Mr. Dirks’s first marriage, in 1959, ended in divorce after two years. In 1979, he married Jessy Wolfe, who died in 2015. In addition to his brother, he is survived by a daughter, Suzanne Dirks.

Mr. Dirks wasn’t necessarily destined to wind up on Wall Street, but he had been a whiz with numbers since boyhood.

When he was 12 he devised a complex formula to predict the outcome of football games, and, his brother recalled, “he outperformed football prognosticators who were syndicated columnists.”

Working at a car rental agency during a summer vacation from college, Ray analyzed stock tables, applying his statistical skills to predict the trajectories of individual companies.

At 19, he began investing the $800 he had saved as a carrier boy for The Indianapolis News. His father was horrified. As a recent graduate of Purdue University, Raymond Sr. had bought a few shares of AT&T in 1928, lost his investment in the stock market crash of 1929 and never played the market again.

His son bought 10 shares of Indiana Standard for $780; an hour later, the stock split two for one and rose several points.

“I thought I was a genius,” Mr. Dirks told The Times in 1983.

He invested his profit in Gulf, Mobile and Ohio Railroad, and after the stock registered another solid gain within weeks, he sold it.

“By this time,” he said, “I was convinced I was a genius.”

By 1973, after nearly two decades of investing, Mr. Dirks had accrued more capital than he had frittered away. All he would say, though, was: “I’m doing much better than average. I’m not losing as much as everybody else.”

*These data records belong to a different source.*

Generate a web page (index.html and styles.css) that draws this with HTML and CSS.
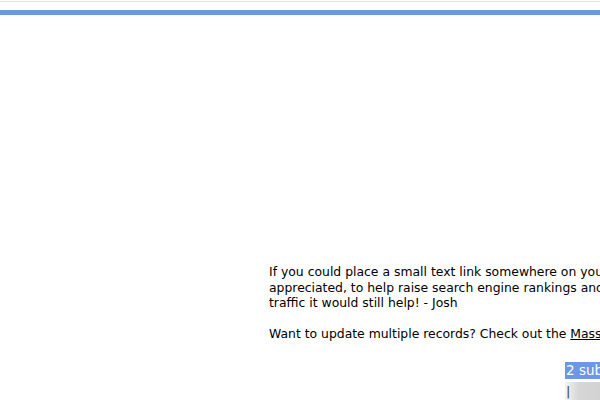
FILE: index.html
```html
<!DOCTYPE html>
<html lang="en">
<head>
    <meta charset="UTF-8">
    <title>Subscribers</title>
    <link rel="stylesheet" href="styles.css">
</head>
<body>
    <div class="topline"></div>
    <div class="header-bar"></div>

    <div class="page">
        <div class="sidebar"></div>
        <div class="content">
            <p class="note">If you could place a small text link somewhere on your site it would be greatly<br>
            appreciated, to help raise search engine rankings and bring in more visitors. Even if it doesn't bring<br>
            traffic it would still help! - Josh</p>

            <p class="note">Want to update multiple records? Check out the <a href="#">Mass Update</a> page.</p>

            <div class="picker">
                <div class="picker-selected">2 subscribers selected</div>
                <div class="picker-field"><span class="caret">|</span></div>
            </div>
        </div>
    </div>
</body>
</html>
```

FILE: styles.css
```css
html, body {
    overflow: hidden;
}
body {
    margin: 0;
    background: #ffffff;
    font-family: Verdana, "DejaVu Sans", sans-serif;
    font-size: 12.4px;
    color: #000000;
}
.topline {
    height: 1px;
    margin-top: 1px;
    background: #e6e2ea;
}
.header-bar {
    height: 5px;
    margin-top: 8px;
    background: #6f98d8;
}
.page {
    display: flex;
    width: 1100px;
}
.sidebar {
    width: 269px;
    flex-shrink: 0;
}
.content {
    width: 800px;
    padding-top: 249px;
}
.note {
    margin: 0 0 15px 0;
    line-height: 15.5px;
    white-space: nowrap;
}
.note a {
    color: #000000;
}
.picker {
    margin-left: 296px;
    margin-top: 21px;
    width: 200px;
}
.picker-selected {
    background: #6b98e0;
    color: #ffffff;
    font-size: 13.5px;
    line-height: 17px;
    padding-left: 1px;
}
.picker-field {
    margin-top: 3px;
    height: 19px;
    background: linear-gradient(to right, #f4f4f4 0, #d6d6d6 14px, #cfcfcf 60px, #e0e0e0 100%);
}
.caret {
    display: inline-block;
    margin-left: 1px;
    color: #444444;
    font-size: 13px;
    line-height: 19px;
}
```
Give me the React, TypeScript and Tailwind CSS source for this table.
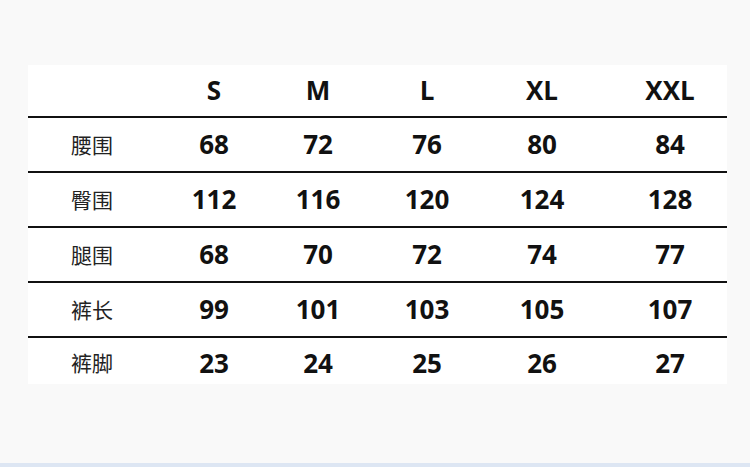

Ten years later, he predicted that the Supreme Court’s decision would improve the standing — and remuneration — of stock analysts like himself.

“As a result of the Dirks case, perhaps analysts will no longer be viewed as gnomes with graphs and charts full of stale numbers and wavy curves,” Mr. Dirks wrote in the Business section of The Times. “Perhaps now the analyst will be seen for what he really is — the investigative reporter of the marketplace, an essential conduit of information to the investment community.”